Lines holding the string "index" are the ones to copy; find them all in the data.

____ Records to use

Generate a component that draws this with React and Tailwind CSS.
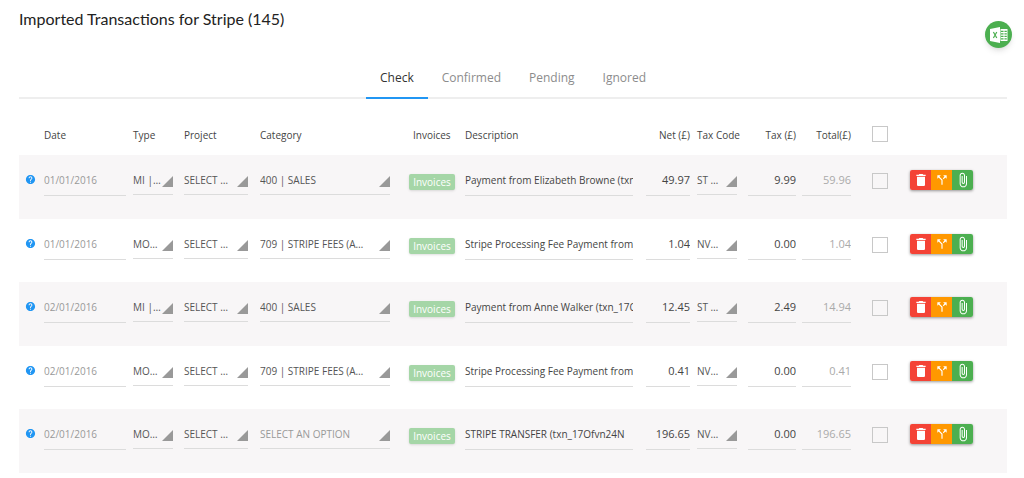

________
____ Records to use

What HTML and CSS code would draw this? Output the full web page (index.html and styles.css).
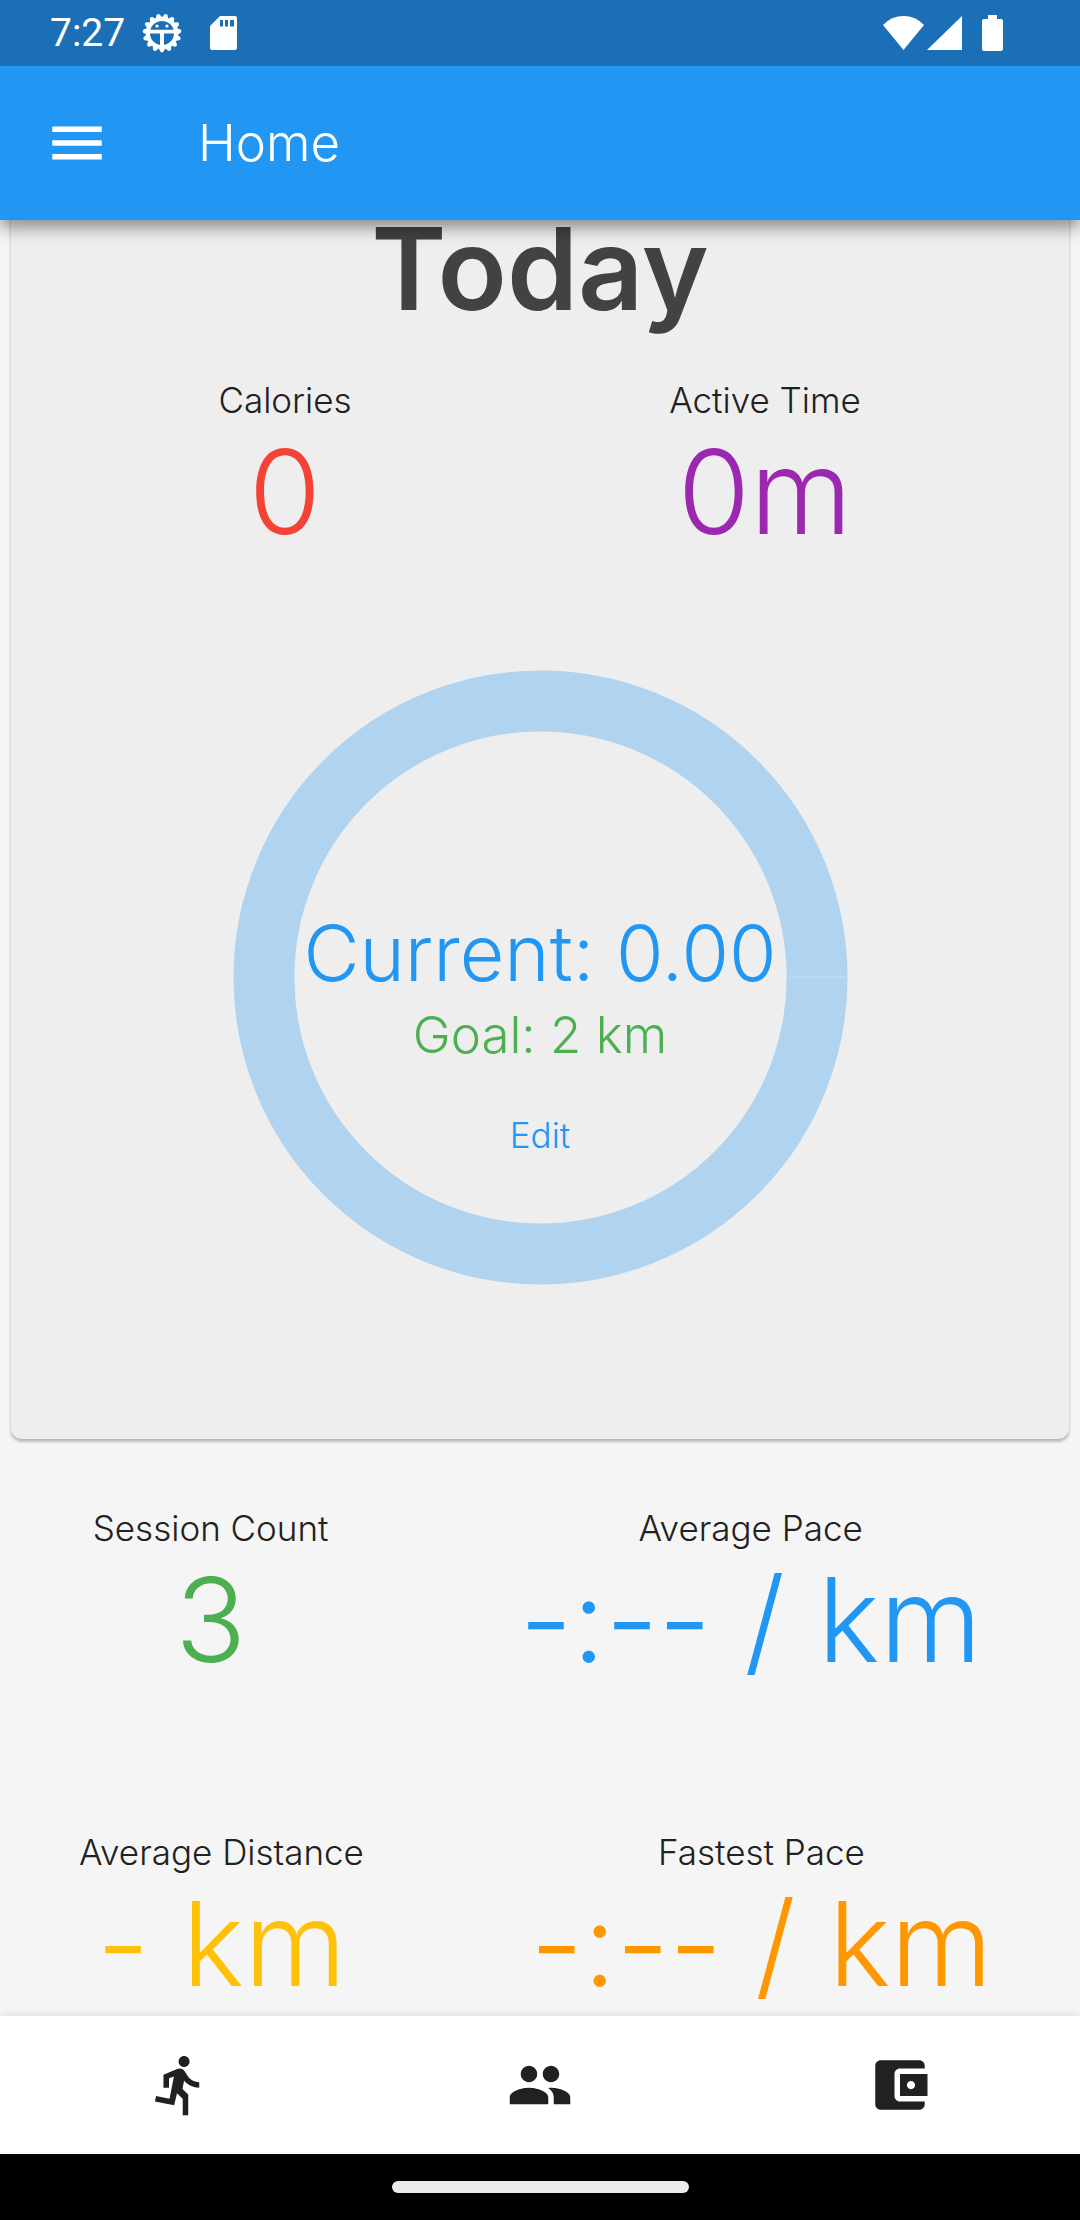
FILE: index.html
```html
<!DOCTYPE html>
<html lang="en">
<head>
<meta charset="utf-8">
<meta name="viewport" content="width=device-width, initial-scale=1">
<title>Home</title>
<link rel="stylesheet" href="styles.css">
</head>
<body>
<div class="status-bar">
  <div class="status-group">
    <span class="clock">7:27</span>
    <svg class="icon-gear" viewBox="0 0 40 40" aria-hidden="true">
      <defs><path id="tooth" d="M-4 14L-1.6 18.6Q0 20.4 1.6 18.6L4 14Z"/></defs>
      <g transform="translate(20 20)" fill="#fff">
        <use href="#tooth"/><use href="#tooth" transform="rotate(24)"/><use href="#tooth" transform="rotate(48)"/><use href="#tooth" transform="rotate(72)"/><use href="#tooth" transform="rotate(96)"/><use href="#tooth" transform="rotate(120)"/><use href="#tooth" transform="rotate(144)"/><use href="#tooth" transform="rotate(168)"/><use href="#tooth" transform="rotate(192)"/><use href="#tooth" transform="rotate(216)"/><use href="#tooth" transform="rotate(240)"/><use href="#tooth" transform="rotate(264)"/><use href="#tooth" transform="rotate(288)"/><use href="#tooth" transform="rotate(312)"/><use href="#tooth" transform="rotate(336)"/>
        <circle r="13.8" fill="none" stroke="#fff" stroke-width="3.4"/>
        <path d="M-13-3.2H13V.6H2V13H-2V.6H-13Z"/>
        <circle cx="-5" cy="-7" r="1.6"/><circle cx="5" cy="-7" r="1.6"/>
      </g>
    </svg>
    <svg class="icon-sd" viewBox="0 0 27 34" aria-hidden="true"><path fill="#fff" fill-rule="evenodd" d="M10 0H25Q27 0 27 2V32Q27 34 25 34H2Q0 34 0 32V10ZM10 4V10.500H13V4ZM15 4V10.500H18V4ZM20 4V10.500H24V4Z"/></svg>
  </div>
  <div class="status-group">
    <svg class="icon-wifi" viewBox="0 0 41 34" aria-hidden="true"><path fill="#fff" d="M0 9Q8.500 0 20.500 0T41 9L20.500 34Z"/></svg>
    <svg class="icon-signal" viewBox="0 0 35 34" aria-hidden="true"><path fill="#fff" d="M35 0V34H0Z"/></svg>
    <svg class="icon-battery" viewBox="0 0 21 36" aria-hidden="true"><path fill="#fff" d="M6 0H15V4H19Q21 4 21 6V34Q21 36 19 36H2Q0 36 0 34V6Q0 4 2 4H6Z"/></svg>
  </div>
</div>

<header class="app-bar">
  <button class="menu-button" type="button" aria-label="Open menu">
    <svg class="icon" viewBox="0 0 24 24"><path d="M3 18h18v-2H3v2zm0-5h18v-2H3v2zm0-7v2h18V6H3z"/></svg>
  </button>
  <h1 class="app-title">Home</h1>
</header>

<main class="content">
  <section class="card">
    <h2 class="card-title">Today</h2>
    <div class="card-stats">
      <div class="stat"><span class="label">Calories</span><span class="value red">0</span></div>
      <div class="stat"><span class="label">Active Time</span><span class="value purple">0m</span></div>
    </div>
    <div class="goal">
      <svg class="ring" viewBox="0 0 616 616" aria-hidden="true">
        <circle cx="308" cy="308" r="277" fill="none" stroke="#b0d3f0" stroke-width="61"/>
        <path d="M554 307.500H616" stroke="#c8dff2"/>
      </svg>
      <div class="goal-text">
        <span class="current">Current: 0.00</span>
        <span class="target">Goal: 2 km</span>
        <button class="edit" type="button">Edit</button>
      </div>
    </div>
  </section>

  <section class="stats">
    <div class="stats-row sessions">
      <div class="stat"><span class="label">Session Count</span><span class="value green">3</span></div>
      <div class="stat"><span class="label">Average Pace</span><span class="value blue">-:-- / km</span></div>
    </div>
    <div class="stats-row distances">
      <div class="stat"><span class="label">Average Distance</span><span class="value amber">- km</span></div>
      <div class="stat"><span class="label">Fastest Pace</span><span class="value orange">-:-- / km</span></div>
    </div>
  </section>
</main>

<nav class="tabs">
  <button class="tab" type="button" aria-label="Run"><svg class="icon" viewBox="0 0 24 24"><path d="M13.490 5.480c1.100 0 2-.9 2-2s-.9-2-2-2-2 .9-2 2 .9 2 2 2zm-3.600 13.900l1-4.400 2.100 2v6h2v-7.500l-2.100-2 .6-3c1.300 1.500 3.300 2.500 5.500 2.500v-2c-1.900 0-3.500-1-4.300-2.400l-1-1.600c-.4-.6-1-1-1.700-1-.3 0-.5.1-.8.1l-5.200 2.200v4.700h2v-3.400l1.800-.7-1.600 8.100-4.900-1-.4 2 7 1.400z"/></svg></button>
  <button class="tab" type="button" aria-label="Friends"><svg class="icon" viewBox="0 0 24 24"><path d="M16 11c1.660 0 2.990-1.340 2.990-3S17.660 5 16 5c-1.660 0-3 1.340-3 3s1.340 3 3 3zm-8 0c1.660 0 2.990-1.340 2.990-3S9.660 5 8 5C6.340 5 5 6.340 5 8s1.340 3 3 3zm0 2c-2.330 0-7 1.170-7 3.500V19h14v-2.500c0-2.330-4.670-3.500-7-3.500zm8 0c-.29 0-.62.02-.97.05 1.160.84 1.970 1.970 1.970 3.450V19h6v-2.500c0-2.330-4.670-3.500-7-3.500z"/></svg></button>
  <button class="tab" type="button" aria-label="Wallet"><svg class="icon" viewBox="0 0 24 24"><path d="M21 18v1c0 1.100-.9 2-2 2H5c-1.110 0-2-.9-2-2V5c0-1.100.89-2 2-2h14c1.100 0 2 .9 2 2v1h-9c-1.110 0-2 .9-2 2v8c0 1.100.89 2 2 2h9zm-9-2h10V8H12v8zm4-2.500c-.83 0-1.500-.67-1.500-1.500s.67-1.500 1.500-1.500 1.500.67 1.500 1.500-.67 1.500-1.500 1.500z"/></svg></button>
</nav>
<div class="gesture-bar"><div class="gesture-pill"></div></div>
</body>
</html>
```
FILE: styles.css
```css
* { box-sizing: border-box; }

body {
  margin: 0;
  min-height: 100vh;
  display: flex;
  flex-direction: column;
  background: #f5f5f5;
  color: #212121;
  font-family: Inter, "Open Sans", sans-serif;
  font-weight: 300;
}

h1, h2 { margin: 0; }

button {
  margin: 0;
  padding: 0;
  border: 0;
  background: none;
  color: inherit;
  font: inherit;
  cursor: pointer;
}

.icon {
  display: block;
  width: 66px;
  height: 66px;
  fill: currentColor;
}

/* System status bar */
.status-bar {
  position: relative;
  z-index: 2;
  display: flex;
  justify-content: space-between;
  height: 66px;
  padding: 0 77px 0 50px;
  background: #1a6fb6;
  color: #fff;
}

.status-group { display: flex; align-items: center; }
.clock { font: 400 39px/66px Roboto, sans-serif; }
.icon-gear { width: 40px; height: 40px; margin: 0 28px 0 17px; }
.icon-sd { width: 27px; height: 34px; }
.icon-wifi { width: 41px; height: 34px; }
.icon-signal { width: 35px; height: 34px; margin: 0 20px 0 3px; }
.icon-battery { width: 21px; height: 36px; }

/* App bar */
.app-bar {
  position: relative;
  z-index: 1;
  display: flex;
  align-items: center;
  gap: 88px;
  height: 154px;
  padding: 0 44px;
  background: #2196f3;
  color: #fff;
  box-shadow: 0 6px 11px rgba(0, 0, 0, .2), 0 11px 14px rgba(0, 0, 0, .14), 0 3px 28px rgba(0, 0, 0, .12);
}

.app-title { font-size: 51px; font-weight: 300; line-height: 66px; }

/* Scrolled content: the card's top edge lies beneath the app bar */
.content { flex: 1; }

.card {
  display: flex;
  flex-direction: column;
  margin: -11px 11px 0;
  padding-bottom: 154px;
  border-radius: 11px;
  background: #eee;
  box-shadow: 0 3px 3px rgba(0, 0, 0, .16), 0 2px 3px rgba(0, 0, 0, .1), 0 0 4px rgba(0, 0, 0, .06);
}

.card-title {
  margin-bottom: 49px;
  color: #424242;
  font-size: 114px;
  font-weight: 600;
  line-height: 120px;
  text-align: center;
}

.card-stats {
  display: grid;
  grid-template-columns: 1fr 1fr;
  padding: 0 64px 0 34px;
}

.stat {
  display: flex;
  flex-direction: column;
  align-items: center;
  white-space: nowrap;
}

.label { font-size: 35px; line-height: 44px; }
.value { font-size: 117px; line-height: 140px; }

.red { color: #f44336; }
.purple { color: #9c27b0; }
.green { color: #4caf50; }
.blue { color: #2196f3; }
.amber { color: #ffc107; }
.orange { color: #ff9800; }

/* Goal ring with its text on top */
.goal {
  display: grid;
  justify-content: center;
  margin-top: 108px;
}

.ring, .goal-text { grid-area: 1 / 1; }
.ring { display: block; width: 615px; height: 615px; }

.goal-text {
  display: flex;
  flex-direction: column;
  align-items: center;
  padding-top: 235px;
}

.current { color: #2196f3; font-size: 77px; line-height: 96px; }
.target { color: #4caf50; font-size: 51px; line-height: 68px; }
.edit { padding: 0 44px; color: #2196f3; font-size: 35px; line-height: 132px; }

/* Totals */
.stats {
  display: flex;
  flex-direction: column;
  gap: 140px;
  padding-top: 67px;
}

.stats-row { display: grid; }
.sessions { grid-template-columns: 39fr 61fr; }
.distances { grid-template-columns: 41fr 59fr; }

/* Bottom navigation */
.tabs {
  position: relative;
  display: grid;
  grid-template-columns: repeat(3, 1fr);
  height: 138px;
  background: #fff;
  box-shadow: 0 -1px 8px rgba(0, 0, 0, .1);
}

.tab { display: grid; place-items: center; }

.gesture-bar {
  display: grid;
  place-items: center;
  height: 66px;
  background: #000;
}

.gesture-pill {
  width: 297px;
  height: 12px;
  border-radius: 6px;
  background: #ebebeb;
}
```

________

Final result:
What HTML and CSS code would draw this? Output the full web page (index.html and styles.css).
FILE: index.html
  z-index: 2;
  z-index: 1;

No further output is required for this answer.